§ **To do**
Where a line of the material contains the string "this", copy that line.

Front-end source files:
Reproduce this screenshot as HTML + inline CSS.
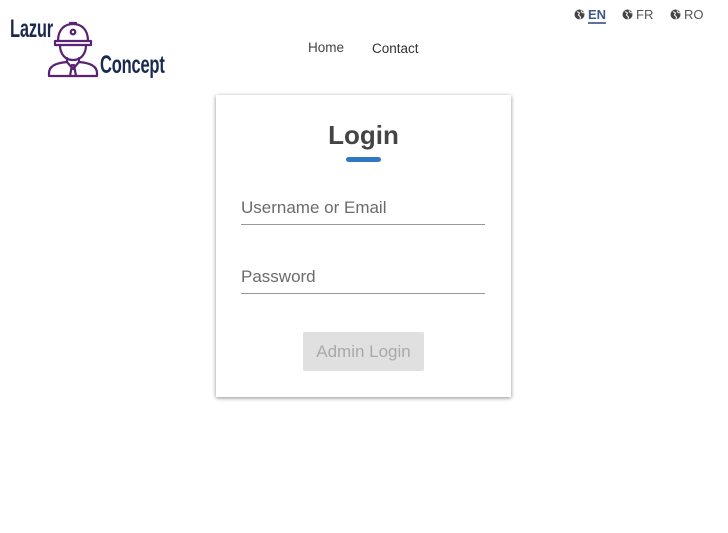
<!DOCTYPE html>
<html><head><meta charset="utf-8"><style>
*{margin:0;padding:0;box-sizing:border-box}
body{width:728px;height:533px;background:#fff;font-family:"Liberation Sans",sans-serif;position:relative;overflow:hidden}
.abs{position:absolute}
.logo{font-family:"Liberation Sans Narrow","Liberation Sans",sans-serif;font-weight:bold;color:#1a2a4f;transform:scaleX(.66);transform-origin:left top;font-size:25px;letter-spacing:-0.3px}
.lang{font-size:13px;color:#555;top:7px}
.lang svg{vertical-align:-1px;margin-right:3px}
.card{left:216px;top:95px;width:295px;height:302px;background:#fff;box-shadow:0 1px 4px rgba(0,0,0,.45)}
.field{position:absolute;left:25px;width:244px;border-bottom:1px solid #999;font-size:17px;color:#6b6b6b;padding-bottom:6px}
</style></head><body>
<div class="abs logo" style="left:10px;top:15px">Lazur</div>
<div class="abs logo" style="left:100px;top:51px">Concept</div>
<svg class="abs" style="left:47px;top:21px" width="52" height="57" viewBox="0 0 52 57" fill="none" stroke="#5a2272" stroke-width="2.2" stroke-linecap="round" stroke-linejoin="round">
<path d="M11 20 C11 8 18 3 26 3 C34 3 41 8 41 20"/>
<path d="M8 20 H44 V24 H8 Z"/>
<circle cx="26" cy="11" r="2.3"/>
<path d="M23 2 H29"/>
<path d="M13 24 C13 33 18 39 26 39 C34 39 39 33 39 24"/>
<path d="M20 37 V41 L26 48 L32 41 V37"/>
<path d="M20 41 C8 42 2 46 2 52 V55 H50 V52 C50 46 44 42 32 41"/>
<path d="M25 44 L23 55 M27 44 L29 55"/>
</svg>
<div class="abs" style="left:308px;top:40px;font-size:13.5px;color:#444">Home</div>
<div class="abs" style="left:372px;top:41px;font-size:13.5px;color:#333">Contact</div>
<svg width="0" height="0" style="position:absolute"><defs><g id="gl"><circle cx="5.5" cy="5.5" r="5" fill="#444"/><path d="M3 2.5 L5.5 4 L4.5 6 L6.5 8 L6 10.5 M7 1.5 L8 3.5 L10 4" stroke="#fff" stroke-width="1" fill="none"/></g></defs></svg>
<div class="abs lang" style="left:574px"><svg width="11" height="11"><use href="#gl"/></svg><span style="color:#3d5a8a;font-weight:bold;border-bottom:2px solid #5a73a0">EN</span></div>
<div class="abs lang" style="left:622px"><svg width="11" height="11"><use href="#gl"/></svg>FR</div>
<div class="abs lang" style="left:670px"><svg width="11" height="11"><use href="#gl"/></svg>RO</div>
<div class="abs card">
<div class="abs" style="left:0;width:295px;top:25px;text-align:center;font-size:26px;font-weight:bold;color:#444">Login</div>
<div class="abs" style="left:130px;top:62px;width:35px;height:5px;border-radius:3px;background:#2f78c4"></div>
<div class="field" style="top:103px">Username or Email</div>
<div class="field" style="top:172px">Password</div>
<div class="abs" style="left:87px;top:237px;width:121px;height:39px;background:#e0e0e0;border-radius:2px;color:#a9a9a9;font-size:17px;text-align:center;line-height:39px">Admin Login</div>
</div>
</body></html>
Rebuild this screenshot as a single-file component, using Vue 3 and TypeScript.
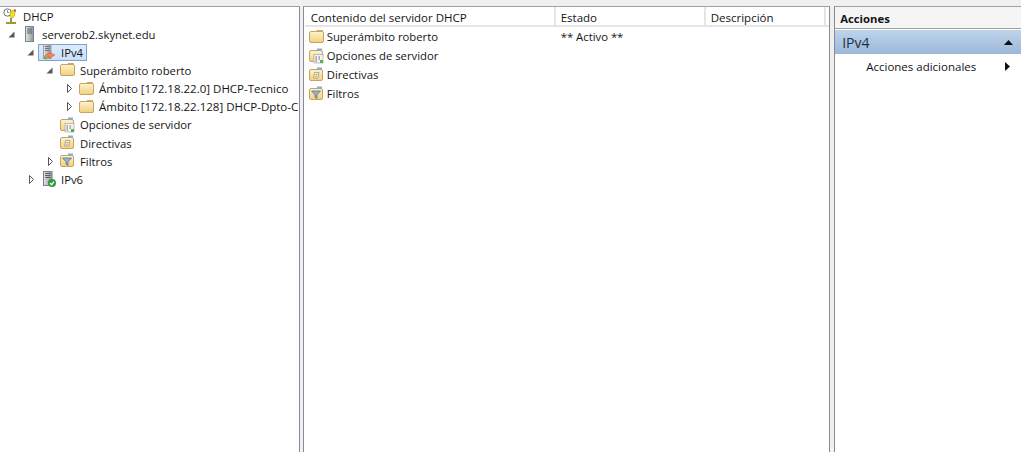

§ **Final result**
Reproduce this screenshot as HTML + inline CSS.
Rebuild this screenshot as a single-file component, using Vue 3 and TypeScript.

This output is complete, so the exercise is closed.